**WORK TO DO**. Select each line where the word "this" appears.

**RAW DATA**.
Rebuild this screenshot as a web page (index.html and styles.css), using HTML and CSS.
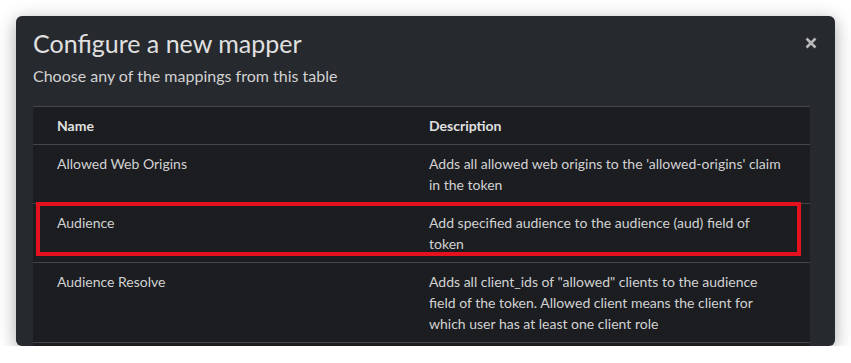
FILE: index.html
```html
<!DOCTYPE html>
<html lang="en">
<head>
    <meta charset="UTF-8">
    <meta name="viewport" content="width=device-width, initial-scale=1.0">
    <title>Configure a new mapper</title>
    <link rel="stylesheet" href="styles.css">
</head>
<body>
    <div class="modal">
        <div class="modal-header">
            <h1 class="modal-title">Configure a new mapper</h1>
            <button class="close-button" aria-label="Close">
                <svg width="12" height="12" viewBox="0 0 12 12">
                    <path d="M1.5 1.5 L10.5 10.5 M10.5 1.5 L1.5 10.5" stroke="currentColor" stroke-width="2.6" stroke-linecap="butt"/>
                </svg>
            </button>
        </div>
        <p class="modal-description">Choose any of the mappings from this table</p>
        <div class="table-wrap">
            <table class="mapper-table">
                <colgroup>
                    <col class="col-name">
                    <col class="col-desc">
                </colgroup>
                <thead>
                    <tr>
                        <th>Name</th>
                        <th>Description</th>
                    </tr>
                </thead>
                <tbody>
                    <tr>
                        <td>Allowed Web Origins</td>
                        <td>Adds all allowed web origins to the 'allowed-origins' claim in the token</td>
                    </tr>
                    <tr>
                        <td>Audience</td>
                        <td>Add specified audience to the audience (aud) field of token</td>
                    </tr>
                    <tr>
                        <td>Audience Resolve</td>
                        <td>Adds all client_ids of "allowed" clients to the audience field of the token. Allowed client means the client for which user has at least one client role</td>
                    </tr>
                    <tr class="row-empty">
                        <td></td>
                        <td></td>
                    </tr>
                </tbody>
            </table>
            <div class="highlight-box"></div>
        </div>
    </div>
</body>
</html>
```

FILE: styles.css
```css
body {
    margin: 0;
    background-color: #ffffff;
    font-family: Lato, "Open Sans", sans-serif;
    color: #e0e0e0;
}
.modal {
    margin: 16px 0 0 16px;
    width: 819px;
    height: 330px;
    box-sizing: border-box;
    padding: 10px 25px 0 17px;
    background-color: #26292d;
    border-radius: 6px;
    box-shadow: 0 4px 18px rgba(0, 0, 0, 0.35);
    overflow: hidden;
}
.modal-header {
    display: flex;
    justify-content: space-between;
    align-items: center;
}
.modal-title {
    margin: 0;
    font-size: 25px;
    font-weight: 400;
    line-height: 34px;
    color: #e0e0e0;
}
.close-button {
    background: none;
    border: none;
    padding: 0;
    margin-right: -7px;
    color: #b8b8b8;
    display: flex;
}
.modal-description {
    margin: 4px 0 18px;
    font-size: 16px;
    line-height: 24px;
    color: #d2d2d2;
}
.table-wrap {
    position: relative;
}
.mapper-table {
    width: 777px;
    border-collapse: collapse;
    table-layout: fixed;
    background-color: #1b1d21;
    font-size: 14px;
    line-height: 21px;
}
.col-name {
    width: 372px;
}
.col-desc {
    width: 405px;
}
.mapper-table th,
.mapper-table td {
    text-align: left;
    vertical-align: top;
    padding: 8px 24px;
    border-top: 1px solid #444548;
}
.mapper-table th {
    font-weight: 700;
    color: #e0e0e0;
}
.mapper-table td {
    color: #d2d2d2;
}
.row-empty td {
    height: 21px;
}
.highlight-box {
    position: absolute;
    top: 96px;
    left: 3px;
    width: 765px;
    height: 54px;
    box-sizing: border-box;
    border: 4px solid #e3121e;
}
```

**EXERCISE RESPONSE**.
Rebuild this screenshot as a web page (index.html and styles.css), using HTML and CSS.
        <p class="modal-description">Choose any of the mappings from this table</p>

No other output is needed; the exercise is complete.